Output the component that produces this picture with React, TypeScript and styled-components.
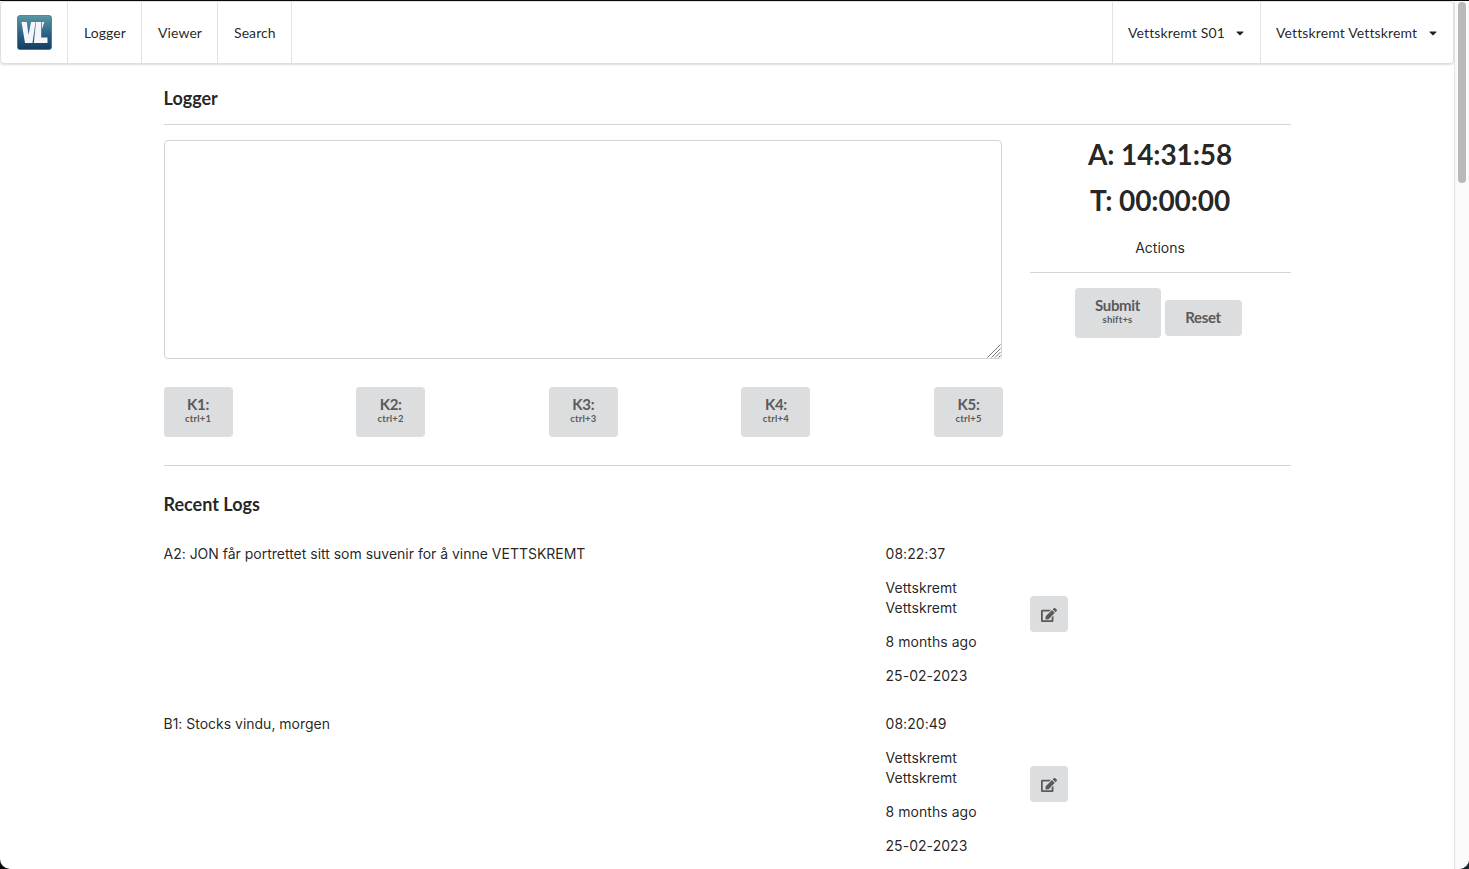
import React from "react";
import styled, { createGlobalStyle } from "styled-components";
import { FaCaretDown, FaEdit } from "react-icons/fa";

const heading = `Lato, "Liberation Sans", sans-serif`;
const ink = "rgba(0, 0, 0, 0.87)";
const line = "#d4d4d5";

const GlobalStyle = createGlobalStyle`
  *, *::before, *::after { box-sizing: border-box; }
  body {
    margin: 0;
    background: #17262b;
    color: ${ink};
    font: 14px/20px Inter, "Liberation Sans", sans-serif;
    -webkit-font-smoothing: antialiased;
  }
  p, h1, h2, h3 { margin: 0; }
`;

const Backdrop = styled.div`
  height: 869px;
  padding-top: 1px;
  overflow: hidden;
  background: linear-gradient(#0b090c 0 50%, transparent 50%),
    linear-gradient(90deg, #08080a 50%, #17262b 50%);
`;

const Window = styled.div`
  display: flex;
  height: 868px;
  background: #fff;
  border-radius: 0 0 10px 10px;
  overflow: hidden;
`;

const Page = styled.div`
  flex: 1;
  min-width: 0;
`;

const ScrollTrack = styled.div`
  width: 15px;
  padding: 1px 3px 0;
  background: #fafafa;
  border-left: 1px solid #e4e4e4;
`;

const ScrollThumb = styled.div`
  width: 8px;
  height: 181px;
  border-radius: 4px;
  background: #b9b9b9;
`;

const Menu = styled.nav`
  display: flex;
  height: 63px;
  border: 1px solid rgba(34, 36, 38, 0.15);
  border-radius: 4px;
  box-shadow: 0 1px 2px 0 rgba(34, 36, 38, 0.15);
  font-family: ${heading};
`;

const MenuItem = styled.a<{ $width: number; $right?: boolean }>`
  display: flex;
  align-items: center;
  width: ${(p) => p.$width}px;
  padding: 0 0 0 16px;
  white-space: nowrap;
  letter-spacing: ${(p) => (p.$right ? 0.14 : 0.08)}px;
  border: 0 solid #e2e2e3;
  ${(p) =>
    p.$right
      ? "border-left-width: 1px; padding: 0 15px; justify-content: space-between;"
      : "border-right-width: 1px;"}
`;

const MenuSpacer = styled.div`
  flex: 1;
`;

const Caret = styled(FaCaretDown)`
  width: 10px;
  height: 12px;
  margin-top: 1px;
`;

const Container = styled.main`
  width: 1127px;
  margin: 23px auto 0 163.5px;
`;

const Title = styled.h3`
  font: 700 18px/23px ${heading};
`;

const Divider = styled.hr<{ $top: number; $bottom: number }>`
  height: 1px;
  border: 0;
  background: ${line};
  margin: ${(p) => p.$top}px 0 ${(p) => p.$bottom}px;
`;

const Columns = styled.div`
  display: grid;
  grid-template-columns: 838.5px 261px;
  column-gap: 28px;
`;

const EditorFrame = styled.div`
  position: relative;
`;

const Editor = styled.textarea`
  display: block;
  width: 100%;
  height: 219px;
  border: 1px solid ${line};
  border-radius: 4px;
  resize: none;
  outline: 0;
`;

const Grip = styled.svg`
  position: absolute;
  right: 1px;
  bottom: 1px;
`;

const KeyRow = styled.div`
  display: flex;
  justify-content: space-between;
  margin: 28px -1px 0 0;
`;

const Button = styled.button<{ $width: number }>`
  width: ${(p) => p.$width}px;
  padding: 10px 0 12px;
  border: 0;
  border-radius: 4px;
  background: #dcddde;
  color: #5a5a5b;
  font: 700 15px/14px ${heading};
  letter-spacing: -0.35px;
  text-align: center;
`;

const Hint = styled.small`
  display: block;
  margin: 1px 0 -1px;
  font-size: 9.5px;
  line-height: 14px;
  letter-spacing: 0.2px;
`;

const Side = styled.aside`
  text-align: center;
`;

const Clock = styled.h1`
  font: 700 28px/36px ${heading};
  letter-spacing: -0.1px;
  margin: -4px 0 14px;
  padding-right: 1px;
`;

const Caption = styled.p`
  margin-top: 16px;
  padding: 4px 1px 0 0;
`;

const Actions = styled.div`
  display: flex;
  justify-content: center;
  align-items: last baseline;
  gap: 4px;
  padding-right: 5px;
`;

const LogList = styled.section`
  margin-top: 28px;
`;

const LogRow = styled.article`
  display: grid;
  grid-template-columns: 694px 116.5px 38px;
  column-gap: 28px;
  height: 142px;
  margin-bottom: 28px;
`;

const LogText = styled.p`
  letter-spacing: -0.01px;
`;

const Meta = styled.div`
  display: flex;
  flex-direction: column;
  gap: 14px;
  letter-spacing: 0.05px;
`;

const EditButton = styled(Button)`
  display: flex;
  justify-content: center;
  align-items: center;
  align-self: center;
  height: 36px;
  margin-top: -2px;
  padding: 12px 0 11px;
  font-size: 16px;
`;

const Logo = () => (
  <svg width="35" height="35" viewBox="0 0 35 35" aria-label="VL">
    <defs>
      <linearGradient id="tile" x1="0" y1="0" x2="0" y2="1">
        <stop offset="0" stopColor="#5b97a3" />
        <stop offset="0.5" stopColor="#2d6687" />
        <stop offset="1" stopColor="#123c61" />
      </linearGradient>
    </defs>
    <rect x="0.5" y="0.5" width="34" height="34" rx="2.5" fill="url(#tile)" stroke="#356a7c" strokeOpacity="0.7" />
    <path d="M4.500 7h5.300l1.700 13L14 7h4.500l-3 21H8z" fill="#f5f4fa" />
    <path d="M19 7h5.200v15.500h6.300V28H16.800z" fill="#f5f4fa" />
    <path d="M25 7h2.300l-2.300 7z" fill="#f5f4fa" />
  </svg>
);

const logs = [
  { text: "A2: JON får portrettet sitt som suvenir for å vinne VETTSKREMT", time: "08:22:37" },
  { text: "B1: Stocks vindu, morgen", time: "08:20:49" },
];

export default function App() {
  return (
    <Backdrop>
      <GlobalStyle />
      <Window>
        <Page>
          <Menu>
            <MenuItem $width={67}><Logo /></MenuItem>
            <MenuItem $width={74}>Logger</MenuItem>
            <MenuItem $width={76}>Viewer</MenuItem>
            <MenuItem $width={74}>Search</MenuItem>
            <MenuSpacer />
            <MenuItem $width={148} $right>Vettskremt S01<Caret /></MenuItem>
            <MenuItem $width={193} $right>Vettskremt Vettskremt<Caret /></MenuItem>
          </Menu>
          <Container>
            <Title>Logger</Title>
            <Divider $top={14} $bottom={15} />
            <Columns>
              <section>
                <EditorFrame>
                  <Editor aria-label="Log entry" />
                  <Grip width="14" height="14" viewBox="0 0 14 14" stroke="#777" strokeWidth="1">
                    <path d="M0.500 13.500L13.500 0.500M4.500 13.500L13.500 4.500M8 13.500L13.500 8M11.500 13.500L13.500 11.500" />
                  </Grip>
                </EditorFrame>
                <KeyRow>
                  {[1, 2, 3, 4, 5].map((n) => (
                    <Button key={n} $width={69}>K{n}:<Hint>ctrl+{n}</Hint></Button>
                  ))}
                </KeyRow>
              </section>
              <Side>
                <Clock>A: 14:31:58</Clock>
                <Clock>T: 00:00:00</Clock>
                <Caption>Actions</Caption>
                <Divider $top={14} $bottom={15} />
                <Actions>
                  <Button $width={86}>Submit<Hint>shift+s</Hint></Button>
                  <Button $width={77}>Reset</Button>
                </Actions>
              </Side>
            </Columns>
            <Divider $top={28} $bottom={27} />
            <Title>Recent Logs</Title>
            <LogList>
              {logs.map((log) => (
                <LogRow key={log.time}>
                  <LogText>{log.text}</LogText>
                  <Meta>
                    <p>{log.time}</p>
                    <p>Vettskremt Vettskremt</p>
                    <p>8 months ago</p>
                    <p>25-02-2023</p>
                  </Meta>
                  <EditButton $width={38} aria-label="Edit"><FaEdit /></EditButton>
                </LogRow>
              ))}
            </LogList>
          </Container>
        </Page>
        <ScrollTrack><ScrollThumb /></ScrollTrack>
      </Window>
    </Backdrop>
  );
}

* _Problem to solve_
Report every line containing the word "components" from the listing above.

* _Output of the exercise_
Output the component that produces this picture with React, TypeScript and styled-components.
import styled, { createGlobalStyle } from "styled-components";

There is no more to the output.